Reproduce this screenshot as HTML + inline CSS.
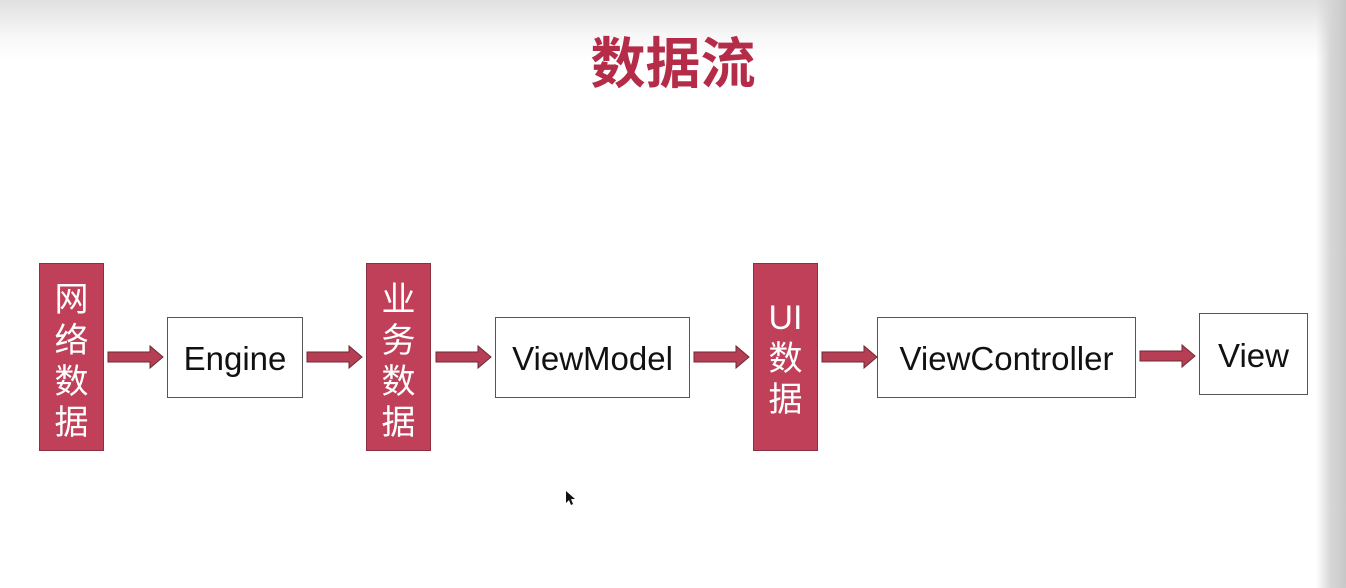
<!DOCTYPE html>
<html><head><meta charset="utf-8"><style>
html,body{margin:0;padding:0}
body{width:1346px;height:588px;position:relative;overflow:hidden;background:#fff;font-family:"Liberation Sans","Noto Sans CJK SC",sans-serif}
.topg{position:absolute;left:0;top:0;width:1346px;height:60px;background:linear-gradient(#e0e0e0,#f7f7f7 60%,#fff)}
.rg{position:absolute;right:0;top:0;width:30px;height:588px;background:linear-gradient(90deg,rgba(255,255,255,0),#d6d6d6 50%,#c8c8c8)}
.title{position:absolute;left:0;width:1346px;top:24px;text-align:center;font-size:55px;font-weight:bold;color:#b52c48;font-family:"Noto Sans CJK SC",sans-serif;line-height:70px}
.red{position:absolute;top:263px;width:65px;height:188px;background:#c0405a;border:1px solid #8a3040;color:#fff;font-size:34px;text-align:center;line-height:41px;box-sizing:border-box;padding-top:16px;font-family:"Liberation Sans","Noto Sans CJK SC",sans-serif}
.box{position:absolute;border:1.5px solid #555;background:#fff;box-sizing:border-box;font-size:33px;color:#111;display:flex;align-items:center;justify-content:center;padding-top:3px}
.arr{position:absolute}
</style></head><body>
<div class="topg"></div>
<div class="rg"></div>
<div class="title">数据流</div>
<div class="red" style="left:39px">网<br>络<br>数<br>据</div>
<div class="red" style="left:366px">业<br>务<br>数<br>据</div>
<div class="red" style="left:753px;padding-top:34px">UI<br>数<br>据</div>
<div class="box" style="left:167px;top:317px;width:136px;height:81px">Engine</div>
<div class="box" style="left:495px;top:317px;width:195px;height:81px">ViewModel</div>
<div class="box" style="left:877px;top:317px;width:259px;height:81px">ViewController</div>
<div class="box" style="left:1199px;top:313px;width:109px;height:82px">View</div>
<svg class="arr" width="1346" height="588" style="left:0;top:0">
<defs><path id="a" d="M0,-5 H42 V-11 L55,0 L42,11 V5 H0 Z" fill="#b73f55" stroke="#6e2a34" stroke-width="1"/></defs>
<use href="#a" x="108" y="357"/>
<use href="#a" x="307" y="357"/>
<use href="#a" x="436" y="357"/>
<use href="#a" x="694" y="357"/>
<use href="#a" x="822" y="357"/>
<use href="#a" x="1140" y="356"/>
<path d="M566,491 L566,503 L569,500 L571,505 L573,504 L571,499 L575,499 Z" fill="#111"/>
</svg>
</body></html>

——

■ EXERCISE REQUIREMENTS: Restate the whole of the material word for word without the pictures.

■ EXPECTED OUTPUT:
Reproduce this screenshot as HTML + inline CSS.
<!DOCTYPE html>
<html><head><meta charset="utf-8"><style>
html,body{margin:0;padding:0}
body{width:1346px;height:588px;position:relative;overflow:hidden;background:#fff;font-family:"Liberation Sans","Noto Sans CJK SC",sans-serif}
.topg{position:absolute;left:0;top:0;width:1346px;height:60px;background:linear-gradient(#e0e0e0,#f7f7f7 60%,#fff)}
.rg{position:absolute;right:0;top:0;width:30px;height:588px;background:linear-gradient(90deg,rgba(255,255,255,0),#d6d6d6 50%,#c8c8c8)}
.title{position:absolute;left:0;width:1346px;top:24px;text-align:center;font-size:55px;font-weight:bold;color:#b52c48;font-family:"Noto Sans CJK SC",sans-serif;line-height:70px}
.red{position:absolute;top:263px;width:65px;height:188px;background:#c0405a;border:1px solid #8a3040;color:#fff;font-size:34px;text-align:center;line-height:41px;box-sizing:border-box;padding-top:16px;font-family:"Liberation Sans","Noto Sans CJK SC",sans-serif}
.box{position:absolute;border:1.5px solid #555;background:#fff;box-sizing:border-box;font-size:33px;color:#111;display:flex;align-items:center;justify-content:center;padding-top:3px}
.arr{position:absolute}
</style></head><body>
<div class="topg"></div>
<div class="rg"></div>
<div class="title">数据流</div>
<div class="red" style="left:39px">网<br>络<br>数<br>据</div>
<div class="red" style="left:366px">业<br>务<br>数<br>据</div>
<div class="red" style="left:753px;padding-top:34px">UI<br>数<br>据</div>
<div class="box" style="left:167px;top:317px;width:136px;height:81px">Engine</div>
<div class="box" style="left:495px;top:317px;width:195px;height:81px">ViewModel</div>
<div class="box" style="left:877px;top:317px;width:259px;height:81px">ViewController</div>
<div class="box" style="left:1199px;top:313px;width:109px;height:82px">View</div>
<svg class="arr" width="1346" height="588" style="left:0;top:0">
<defs><path id="a" d="M0,-5 H42 V-11 L55,0 L42,11 V5 H0 Z" fill="#b73f55" stroke="#6e2a34" stroke-width="1"/></defs>
<use href="#a" x="108" y="357"/>
<use href="#a" x="307" y="357"/>
<use href="#a" x="436" y="357"/>
<use href="#a" x="694" y="357"/>
<use href="#a" x="822" y="357"/>
<use href="#a" x="1140" y="356"/>
<path d="M566,491 L566,503 L569,500 L571,505 L573,504 L571,499 L575,499 Z" fill="#111"/>
</svg>
</body></html>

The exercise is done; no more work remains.